Most of the problems facing the world today (climate change, inequality) can only be addressed with large communities of people working in concert.
By contrast, most of the communications technology out there right now is social media that has algorithms which encourage outrage over action, and division over community building.
I personally would love a not-for-profit tool to connect with like-minded folks and organize for social change, by region and by subject area, without all of the manipulation inherent in social media today.
As the article explains, the Internet is just a tool, and it's been aggressively used as a way to control user behavior to mostly benefit advertisers, producers, or conform behavior to governments. Even worse, political warfare is very easily imposed on today's social networks because they are designed to be echo chambers that receive outside messages from the highest bidder.
However, this doesn't NEED to be the case as we can design online experiences that bring people together. The last two years I've self-funded a foundation [1] to work on on precisely this problem of using the Internet to try to unify people together. Today we have two platforms we are providing to the public and organizations.
The first [2] service organizes people at physical events by maximizing the diversity of auto generated discussion groups, and we're having a fair amount of success in schools and events in the US and Austria. The other service [3] is purely an experimental free public social platform that matches people who have different viewpoints to have a timeboxed live discussion to chat about their views.
I'm not sure if what we've built so far can make a big impact online, but I hope it can serve as an example of what kind of tools that could be built if the focus is squarely aimed at unifying people instead of stuffing them into echo chambers with pay-to-reach walls between groups of people.
You are correct, but you forget that a technological solution like this one can help bringing around the actual social change you are looking for. It is kinda difficult to bring a social change when your major communication and information distribution methods are gutted.
Those are vague slogans, and I don't think they're true (or more precisely: they rely on conditions that won't exist in the contexts where you're trying to apply them).
For instance: put a committed extreme left-liberal in front of Fox News opinion programming for 8 hour a day, and they'll be more likely to die of an aneurysm due to constant rage than to moderate.
If the distance is too great, throw-em-together online contact isn't going to do anything to bring people closer together. At large ideological distances, the only kind of contact that can bring people together is a very slow, deliberate, and personal kind (e.g. the opposite of social media). That's why my comment was about engineering smaller-distance contacts.
Looking at this thread, it looks like we run into problems because we jump to solutions quickly, then thoroughly waste our time debating them.
Perhaps we'll have greater success if we can first agree on common ground?
There's a fundamental force at play here that extends far beyond the internet.
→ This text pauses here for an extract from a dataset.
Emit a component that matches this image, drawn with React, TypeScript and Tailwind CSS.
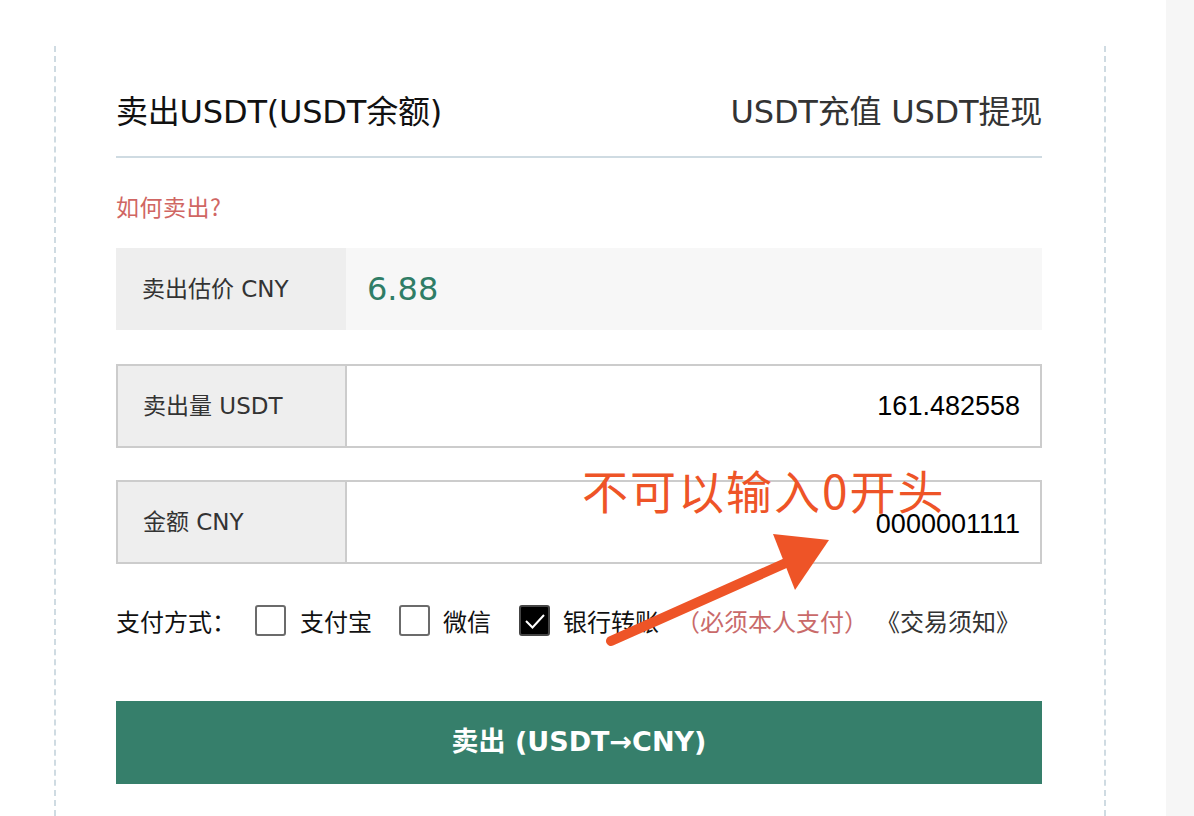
import React from "react";

const FONT = '"DejaVu Sans", "Noto Sans CJK SC", sans-serif';
const CJK = '"Noto Sans CJK SC", sans-serif';

function Box({ checked }: { checked?: boolean }) {
  return checked ? (
    <span className="flex h-[31px] w-[31px] shrink-0 items-center justify-center rounded-[3px] border-2 border-[#444] bg-black">
      <svg width="22" height="18" viewBox="0 0 22 18">
        <path d="M2 9 L8.5 15.5 L20 3" fill="none" stroke="white" strokeWidth="2" />
      </svg>
    </span>
  ) : (
    <span className="block h-[31px] w-[31px] shrink-0 rounded-[3px] border-2 border-[#6b6b6b] bg-white" />
  );
}

export default function App() {
  return (
    <div className="flex h-[816px] w-[1194px] overflow-hidden bg-white text-[#222]" style={{ fontFamily: FONT }}>
      <div className="w-[54px] shrink-0" />
      <div className="relative mt-[46px] w-[1052px] shrink-0 border-x-2 border-dashed border-[#cfdbe2] pl-[60px] pr-[62px] pt-[46px]">
        <div className="flex h-[40px] items-center justify-between whitespace-nowrap">
          <div className="text-[32px] tracking-[-0.2px] text-[#111]">卖出USDT(USDT余额)</div>
          <div className="text-[32px] tracking-[-0.2px] text-[#333]">USDT充值 USDT提现</div>
        </div>
        <div className="mt-[24px] h-[2px] bg-[#cfdbe2]" />
        <div className="mt-[34px] flex h-[28px] items-center text-[23px] tracking-[0.5px] text-[#d06663]" style={{ fontFamily: CJK }}>
          如何卖出?
        </div>

        <div className="mt-[28px] flex h-[82px]">
          <div className="flex w-[230px] items-center bg-[#eeeeee] pl-[26px] text-[23px] text-[#333]">卖出估价 CNY</div>
          <div className="flex flex-1 items-center bg-[#f7f7f7] pl-[21px] text-[32px] text-[#2f7d66]">6.88</div>
        </div>

        <div className="mt-[34px] flex h-[84px] border-2 border-[#cccccc]">
          <div className="flex w-[229px] items-center border-r-2 border-[#cccccc] bg-[#eeeeee] pl-[25px] text-[23px] text-[#333]">卖出量 USDT</div>
          <div className="flex flex-1 items-center justify-end bg-white pr-[20px] text-[27px] text-black" style={{ fontFamily: '"Liberation Sans", sans-serif' }}>
            161.482558
          </div>
        </div>

        <div className="mt-[32px] flex h-[84px] border-2 border-[#cccccc]">
          <div className="flex w-[229px] items-center border-r-2 border-[#cccccc] bg-[#eeeeee] pl-[25px] text-[23px] text-[#333]">金额 CNY</div>
          <div className="flex flex-1 items-center justify-end bg-white pr-[20px] pt-[4px] text-[27px] leading-none text-black" style={{ fontFamily: '"Liberation Sans", sans-serif' }}>
            0000001111
          </div>
        </div>

        <div className="mt-[41px] flex h-[31px] items-center whitespace-nowrap text-[24px] text-[#111]" style={{ fontFamily: CJK }}>
          <span className="mr-[19px]">支付方式：</span>
          <Box />
          <span className="ml-[14px] mr-[27px]">支付宝</span>
          <Box />
          <span className="ml-[13px] mr-[28px]">微信</span>
          <Box checked />
          <span className="ml-[13px]">银行转账</span>
          <span className="ml-[17px] text-[#c96a6a]">（必须本人支付）</span>
          <span className="ml-[8px] text-[#333]">《交易须知》</span>
        </div>

        <button className="mt-[65px] flex h-[83px] w-full items-center justify-center bg-[#367f6b] text-[27px] font-bold text-white">
          卖出 (USDT→CNY)
        </button>

        {/* annotation */}
        <div
          className="absolute left-[526px] top-[425px] whitespace-nowrap text-[46px] leading-[36px] tracking-[2px] text-[#ee5427]"
          style={{ fontFamily: CJK }}
        >
          不可以输入0开头
        </div>
        <svg className="absolute left-[540px] top-[480px]" width="260" height="130" viewBox="0 0 260 130">
          <path d="M15 115 L192 36" stroke="#ee5427" strokeWidth="10" strokeLinecap="round" fill="none" />
          <polygon points="177,8 233,14 199,64" fill="#ee5427" />
        </svg>
      </div>
      <div className="w-[60px] shrink-0" />
      <div className="flex-1 bg-[#f6f6f6]" />
    </div>
  );
}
I'm not entirely sure what it is.
Attention and mind share can be bought. This causes some weird outcomes in the Internet and politics.
It has to do with how we obtain/exchange value in our society - speech, information, material goods, attention, justice, etc. Perhaps how we make people produce value: labour, creation, votes.
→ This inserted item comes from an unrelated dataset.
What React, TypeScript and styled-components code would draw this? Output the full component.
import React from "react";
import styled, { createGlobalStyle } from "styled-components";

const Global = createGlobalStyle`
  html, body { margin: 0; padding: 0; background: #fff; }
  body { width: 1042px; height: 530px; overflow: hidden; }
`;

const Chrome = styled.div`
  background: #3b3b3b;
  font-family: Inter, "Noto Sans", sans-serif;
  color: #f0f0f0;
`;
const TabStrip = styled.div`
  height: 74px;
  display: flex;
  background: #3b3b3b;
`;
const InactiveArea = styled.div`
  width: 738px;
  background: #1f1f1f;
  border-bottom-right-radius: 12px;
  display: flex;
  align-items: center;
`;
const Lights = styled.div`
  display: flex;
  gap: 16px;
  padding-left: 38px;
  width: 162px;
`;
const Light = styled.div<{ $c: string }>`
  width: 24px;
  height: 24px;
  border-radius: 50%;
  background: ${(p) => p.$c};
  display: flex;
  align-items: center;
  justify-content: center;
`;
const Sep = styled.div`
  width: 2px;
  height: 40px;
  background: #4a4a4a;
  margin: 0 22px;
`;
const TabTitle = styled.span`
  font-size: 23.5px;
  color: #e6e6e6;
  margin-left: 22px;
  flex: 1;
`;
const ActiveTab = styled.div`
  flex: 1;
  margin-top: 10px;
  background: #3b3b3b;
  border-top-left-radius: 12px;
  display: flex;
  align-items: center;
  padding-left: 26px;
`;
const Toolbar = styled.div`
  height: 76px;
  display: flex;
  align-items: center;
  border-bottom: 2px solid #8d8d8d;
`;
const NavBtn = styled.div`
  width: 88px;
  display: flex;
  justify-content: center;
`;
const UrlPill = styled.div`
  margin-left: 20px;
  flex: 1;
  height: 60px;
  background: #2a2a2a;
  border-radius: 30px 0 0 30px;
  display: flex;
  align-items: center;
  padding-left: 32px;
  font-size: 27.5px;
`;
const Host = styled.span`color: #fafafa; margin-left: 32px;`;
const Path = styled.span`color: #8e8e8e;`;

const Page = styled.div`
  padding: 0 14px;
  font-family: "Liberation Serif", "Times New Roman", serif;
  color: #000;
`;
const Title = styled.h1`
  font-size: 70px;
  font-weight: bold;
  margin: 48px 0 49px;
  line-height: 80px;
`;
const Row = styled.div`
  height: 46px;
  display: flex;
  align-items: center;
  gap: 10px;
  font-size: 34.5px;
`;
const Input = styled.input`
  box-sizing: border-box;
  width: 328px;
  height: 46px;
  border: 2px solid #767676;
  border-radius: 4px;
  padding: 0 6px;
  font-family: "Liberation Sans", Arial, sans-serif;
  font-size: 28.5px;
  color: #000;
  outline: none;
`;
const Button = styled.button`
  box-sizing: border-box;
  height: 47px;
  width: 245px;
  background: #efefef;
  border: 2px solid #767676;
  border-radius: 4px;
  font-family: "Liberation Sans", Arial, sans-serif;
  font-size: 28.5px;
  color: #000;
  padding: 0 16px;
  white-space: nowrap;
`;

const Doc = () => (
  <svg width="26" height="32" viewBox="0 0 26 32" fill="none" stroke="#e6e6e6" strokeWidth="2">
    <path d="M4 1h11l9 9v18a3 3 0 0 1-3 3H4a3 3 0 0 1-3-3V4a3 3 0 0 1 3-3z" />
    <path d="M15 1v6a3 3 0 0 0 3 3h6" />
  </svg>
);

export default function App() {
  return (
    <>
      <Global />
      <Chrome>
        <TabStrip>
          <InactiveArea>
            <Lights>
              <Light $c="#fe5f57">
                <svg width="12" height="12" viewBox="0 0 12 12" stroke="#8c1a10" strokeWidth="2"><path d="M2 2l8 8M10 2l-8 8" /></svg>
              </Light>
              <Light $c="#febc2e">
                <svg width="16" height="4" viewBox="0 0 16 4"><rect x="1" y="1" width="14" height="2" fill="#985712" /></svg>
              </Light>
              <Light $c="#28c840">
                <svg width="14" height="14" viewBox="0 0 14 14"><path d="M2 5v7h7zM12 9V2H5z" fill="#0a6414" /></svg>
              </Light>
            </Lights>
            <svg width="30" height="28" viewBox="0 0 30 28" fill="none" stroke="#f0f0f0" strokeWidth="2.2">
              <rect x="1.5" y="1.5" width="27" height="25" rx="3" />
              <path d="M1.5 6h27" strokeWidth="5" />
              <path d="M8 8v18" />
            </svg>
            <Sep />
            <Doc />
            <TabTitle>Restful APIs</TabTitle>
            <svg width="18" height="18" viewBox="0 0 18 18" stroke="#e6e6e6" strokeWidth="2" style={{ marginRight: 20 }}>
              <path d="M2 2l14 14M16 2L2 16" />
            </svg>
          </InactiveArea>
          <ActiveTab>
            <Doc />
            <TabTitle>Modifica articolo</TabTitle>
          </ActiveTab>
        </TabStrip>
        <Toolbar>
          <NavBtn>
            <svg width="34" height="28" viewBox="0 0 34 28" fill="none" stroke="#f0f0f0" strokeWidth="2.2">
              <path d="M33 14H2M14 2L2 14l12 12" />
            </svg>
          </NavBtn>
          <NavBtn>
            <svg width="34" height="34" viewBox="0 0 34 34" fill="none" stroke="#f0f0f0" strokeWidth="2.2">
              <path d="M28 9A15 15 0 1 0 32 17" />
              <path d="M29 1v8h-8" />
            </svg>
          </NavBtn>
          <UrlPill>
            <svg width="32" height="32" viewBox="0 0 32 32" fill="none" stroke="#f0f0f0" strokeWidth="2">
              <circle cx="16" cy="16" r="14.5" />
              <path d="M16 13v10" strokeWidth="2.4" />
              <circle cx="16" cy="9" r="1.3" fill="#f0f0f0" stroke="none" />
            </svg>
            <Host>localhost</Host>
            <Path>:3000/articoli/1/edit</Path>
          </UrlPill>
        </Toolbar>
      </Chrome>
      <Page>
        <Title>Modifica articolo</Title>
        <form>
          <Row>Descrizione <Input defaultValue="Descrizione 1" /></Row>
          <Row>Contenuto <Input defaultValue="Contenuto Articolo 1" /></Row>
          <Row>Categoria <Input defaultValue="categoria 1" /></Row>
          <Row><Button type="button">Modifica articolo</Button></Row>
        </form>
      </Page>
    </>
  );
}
Could we get closer to a solution if we spent more time understanding the root cause?
Yes that’s my challenge to the community more or less. It’s a problem that can be solved. But you shouldn’t expect people with a journalism degree to figure it out. They spent their time partying and making friends and stuff while we were studying cryptography and distributed systems wishing we could be invited to a party or have a friend.
The ability to keep track of more than 100 social connections in our head would probably solve the lions share of problems, as that's normally how we keep things civil. So far our only method of dealing with more than that many people has been bureaucracy and rule sets. Bureaucracy crushes and alienates, and rules are cheated.
Huh that's a cool comparison. I guess society will have a rough patch when a new, more accessible medium of communication is mass released to the public.
I'm not saying that all, but I think that part of the solution will be finding ways to get people interacting with each other directly in more ways either through direct outreach (going door to door or talking to people in public) or civic engagement. You don't have to be exposed to everyone, I had some really positive conversations when stuck at jury duty last time. A lot of people just go find a corner to hole up in but I ended up sharing a corner of the courthouse with a group of people that preferred to chat and it was a really nice way to while away the time (we had a 2 hour discussion about gun control that was very civil and diverse in ideology which the internet would lead you to believe was impossible).
I'm not saying any of this to detract from this tool or any of the other interesting tools linked here, I think its great to try to find as many solutions as possible but its just been my observation recently that humans interact best face to face, hopefully we can find a more scalable solution though.
It strikes me that enabling people to connect with one another is fundamental to most governments as a public service. Cities and states make and fund roadways and public squares and parks. Social networks seem like an approximate digital parallel.
The roadways, public squares and parks are under the direct control or ownership of the government, the virtual/digital parallel doesn't really exist.
one thing in particular resonated with me in the article. and, if i may paraphrase it, it's that these platforms in their quest to connect the last billions are amplifying problems we already have in society.
maybe we not ready to be massively connected. maybe we need to step back and think about how we are connecting people and not who to connect next.
I think this is going to be the next big challenge in social tech:
Contact: The consequences of growing up amid diversity just discussed bring us to the effects of prolonged contact on Us/Theming. In the 1950s the psychologist Gordon Allport proposed “contact theory.” Inaccurate version: bring Us-es and Thems together (say, teenagers from two hostile nations in a summer camp), animosities disappear, similarities start to outweigh differences, everyone becomes an Us. More accurate version: put Us and Thems together under narrow circumstances and something sort of resembling that happens, but you can also blow it and worsen things.
Some of the effective narrower circumstances: each side has roughly equal numbers; everyone’s treated equally and unambiguously; contact is lengthy and on neutral territory; there are “superordinate” goals where everyone works together on a meaningful task (say, summer campers turning a meadow into a soccer field).
How do we bring people who disagree back together? Technology is really good at getting people to do things which are individually gratifying so how do we encourage individuals to do something which is individually difficult but will have a strong positive effect on society?